Your task is to repeat the lines from the line with "Convert this screenshot" to the line with "const remove = (id: number)", both ends included, and nothing else. Pictures stay out of the copy.

Given information:
★ ★ ★

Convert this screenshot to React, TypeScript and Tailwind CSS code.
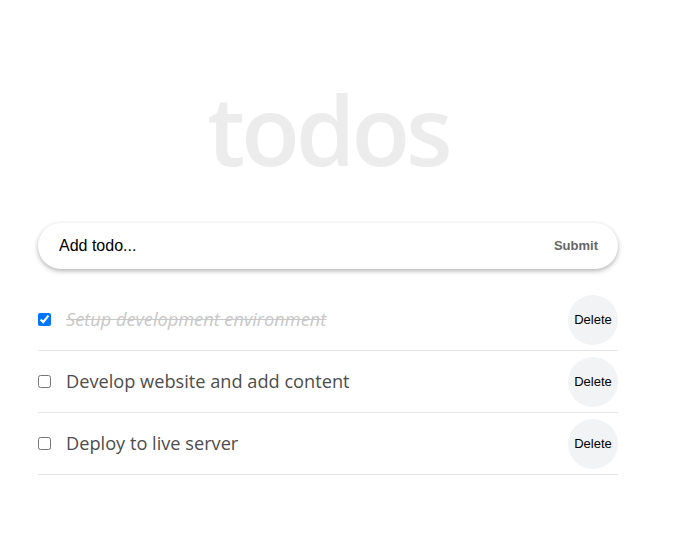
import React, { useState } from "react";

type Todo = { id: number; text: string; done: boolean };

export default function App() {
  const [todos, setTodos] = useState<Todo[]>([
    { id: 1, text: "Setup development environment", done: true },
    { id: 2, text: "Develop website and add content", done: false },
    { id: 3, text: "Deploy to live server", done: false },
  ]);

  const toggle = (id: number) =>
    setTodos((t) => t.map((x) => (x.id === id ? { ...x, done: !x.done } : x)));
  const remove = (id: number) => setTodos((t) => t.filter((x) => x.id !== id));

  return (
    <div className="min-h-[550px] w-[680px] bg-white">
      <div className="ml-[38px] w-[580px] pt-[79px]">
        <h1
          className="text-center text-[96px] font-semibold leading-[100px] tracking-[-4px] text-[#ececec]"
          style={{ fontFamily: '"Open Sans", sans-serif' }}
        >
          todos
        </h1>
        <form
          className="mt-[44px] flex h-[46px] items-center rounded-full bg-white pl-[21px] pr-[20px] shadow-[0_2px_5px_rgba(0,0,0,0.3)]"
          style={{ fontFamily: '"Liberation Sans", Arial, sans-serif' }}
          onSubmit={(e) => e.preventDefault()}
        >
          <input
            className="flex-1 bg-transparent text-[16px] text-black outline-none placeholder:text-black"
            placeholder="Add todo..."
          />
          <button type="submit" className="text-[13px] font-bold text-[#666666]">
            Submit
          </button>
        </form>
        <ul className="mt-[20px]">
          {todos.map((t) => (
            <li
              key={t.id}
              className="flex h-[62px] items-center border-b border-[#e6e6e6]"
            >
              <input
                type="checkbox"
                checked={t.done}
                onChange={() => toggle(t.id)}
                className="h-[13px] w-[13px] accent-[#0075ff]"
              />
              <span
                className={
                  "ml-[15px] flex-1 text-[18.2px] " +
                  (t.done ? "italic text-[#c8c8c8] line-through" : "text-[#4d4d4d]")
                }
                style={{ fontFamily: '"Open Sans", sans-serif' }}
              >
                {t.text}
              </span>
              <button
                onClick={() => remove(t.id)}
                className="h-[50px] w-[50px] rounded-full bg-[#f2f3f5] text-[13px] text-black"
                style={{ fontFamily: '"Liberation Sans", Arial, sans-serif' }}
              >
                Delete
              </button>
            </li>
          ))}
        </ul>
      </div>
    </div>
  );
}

★ ★ ★

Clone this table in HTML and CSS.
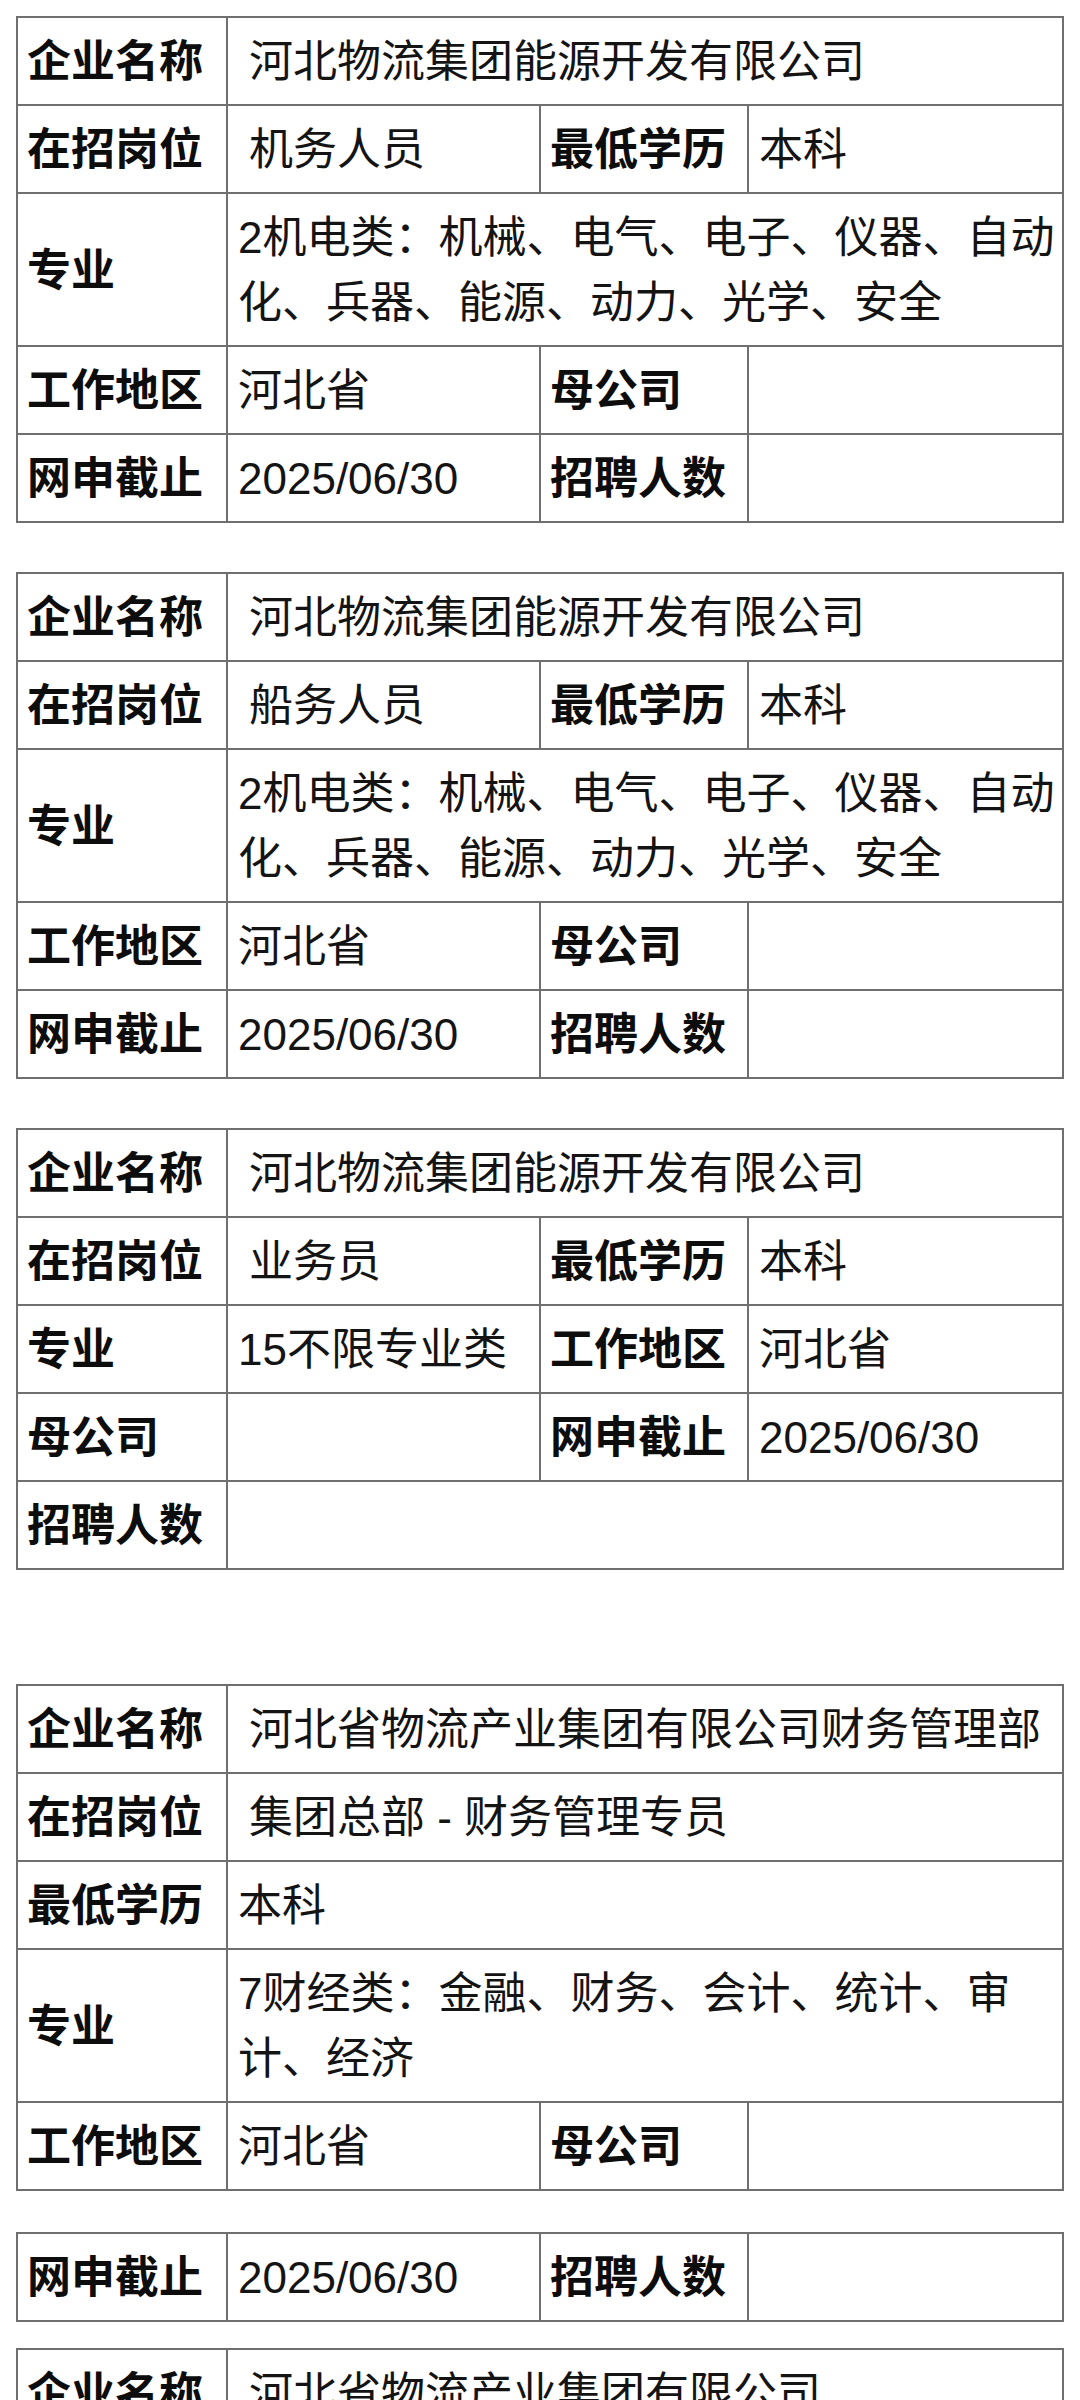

★ ★ ★

Written response:
Convert this screenshot to React, TypeScript and Tailwind CSS code.
import React, { useState } from "react";

type Todo = { id: number; text: string; done: boolean };

export default function App() {
  const [todos, setTodos] = useState<Todo[]>([
    { id: 1, text: "Setup development environment", done: true },
    { id: 2, text: "Develop website and add content", done: false },
    { id: 3, text: "Deploy to live server", done: false },
  ]);

  const toggle = (id: number) =>
    setTodos((t) => t.map((x) => (x.id === id ? { ...x, done: !x.done } : x)));
  const remove = (id: number) => setTodos((t) => t.filter((x) => x.id !== id));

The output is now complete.